Weinstein directed the documentary, Drivers Wanted, in 2012. He was inspired to make the film because both his mother and grandfather had worked as taxi drivers in New York. It was a collaboration with acclaimed documentary editor, Jean Tsien. In The New York Times review, it was written that, "There’s an authenticity to "Drivers Wanted" that seems so true and tough that it overwhelms any standard immigrants-up-from-their-bootstraps theme." The film premiered at AFI Docs in 2012.
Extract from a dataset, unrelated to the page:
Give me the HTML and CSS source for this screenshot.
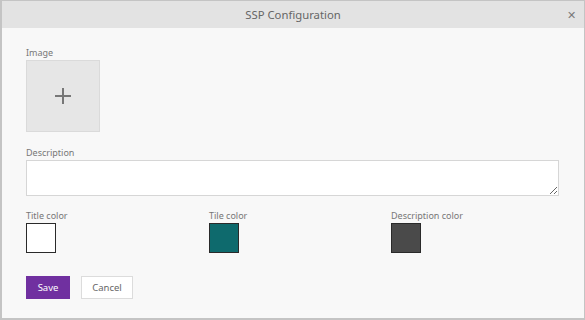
FILE: index.html
```html
<!DOCTYPE html>
<html>
<head>
<meta charset="utf-8">
<link rel="stylesheet" href="styles.css">
</head>
<body>
<div class="dialog">
  <div class="header">
    <span class="title">SSP Configuration</span>
    <span class="close">&#x2715;</span>
  </div>
  <div class="content">
    <div class="label">Image</div>
    <div class="image-box">
      <svg width="18" height="18" viewBox="0 0 18 18"><path d="M9 1V17M1 9H17" stroke="#777" stroke-width="2" fill="none"/></svg>
    </div>
    <div class="label label-desc">Description</div>
    <textarea class="desc"></textarea>
    <div class="colors">
      <div class="color-field">
        <div class="label">Title color</div>
        <div class="swatch swatch-white"></div>
      </div>
      <div class="color-field">
        <div class="label">Tile color</div>
        <div class="swatch swatch-teal"></div>
      </div>
      <div class="color-field">
        <div class="label">Description color</div>
        <div class="swatch swatch-gray"></div>
      </div>
    </div>
    <div class="buttons">
      <button class="btn btn-save">Save</button>
      <button class="btn btn-cancel">Cancel</button>
    </div>
  </div>
</div>
</body>
</html>
```
FILE: styles.css
```css
html, body {
  margin: 0;
  padding: 0;
  width: 585px;
  height: 320px;
  overflow: hidden;
  background: #ffffff;
}
body {
  font-family: "Segoe UI", "Noto Sans", "Open Sans", sans-serif;
  color: #666;
}
.dialog {
  box-sizing: border-box;
  width: 585px;
  height: 320px;
  border: 1px solid #c4c4c4;
  border-left-width: 2px;
  border-bottom-width: 2px;
  background: #f8f8f8;
  display: flex;
  flex-direction: column;
}
.header {
  height: 27px;
  background: #e3e3e3;
  display: flex;
  align-items: center;
  justify-content: center;
  position: relative;
}
.title {
  font-size: 11.3px;
  color: #666;
}
.close {
  position: absolute;
  right: 8px;
  top: 7px;
  font-size: 11px;
  color: #7a7a7a;
  line-height: 14px;
}
.content {
  padding: 19px 0 0 24px;
  display: flex;
  flex-direction: column;
  align-items: flex-start;
}
.label {
  font-size: 9px;
  line-height: 12px;
  height: 12px;
  margin-bottom: 1px;
  color: #777;
}
.image-box {
  box-sizing: border-box;
  width: 74px;
  height: 72px;
  background: #e6e6e6;
  border: 1px solid #dadada;
  display: flex;
  align-items: center;
  justify-content: center;
}
.label-desc {
  margin-top: 15px;
}
.desc {
  box-sizing: border-box;
  width: 533px;
  height: 36px;
  margin: 0;
  border: 1px solid #d6d6d6;
  background: #fff;
  resize: vertical;
}
.colors {
  margin-top: 14px;
  display: grid;
  grid-template-columns: 183px 182px 150px;
}
.swatch {
  box-sizing: border-box;
  width: 30px;
  height: 30px;
  border: 1px solid #2a2a2a;
}
.swatch-white { background: #ffffff; }
.swatch-teal { background: #0e6a6d; }
.swatch-gray { background: #4a4a4a; }
.buttons {
  margin-top: 23px;
  display: flex;
  gap: 11px;
}
.btn {
  box-sizing: border-box;
  height: 23px;
  font-family: inherit;
  font-size: 9.5px;
  padding: 0;
  margin: 0;
  cursor: pointer;
}
.btn-save {
  width: 44px;
  background: #7030a0;
  color: #fff;
  border: 1px solid #7030a0;
}
.btn-cancel {
  width: 52px;
  background: #fff;
  color: #666;
  border: 1px solid #dcdcdc;
}
```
Menashe was Weinstein’s first fiction film. The film was shot over the course of two years in Borough Park, Brooklyn, which is home to one of the largest Orthodox Jewish populations outside of Israel, a decision that Weinstein has said was motivated by a desire for authenticity. In an interview before the film's Sundance premiere, he said, "When I thought about making a film in Borough Park, in Yiddish, with real Hasidic Jews, to me, it was just as interesting as any documentary I ever made." Weinstein was nominated for Best First Feature at the Independent Spirit Awards, Breakthrough Director at the Gotham Awards, and the Special Prix du Jury at the Deauville American Film Festival.

=== As a cinematographer ===

Weinstein has worked with independent filmmakers as a cinematographer on various films. In 2011, he worked on the documentary, Give Up Tomorrow which was nominated for an Emmy and won an Audience Award and a Jury Award at Tribeca in 2011.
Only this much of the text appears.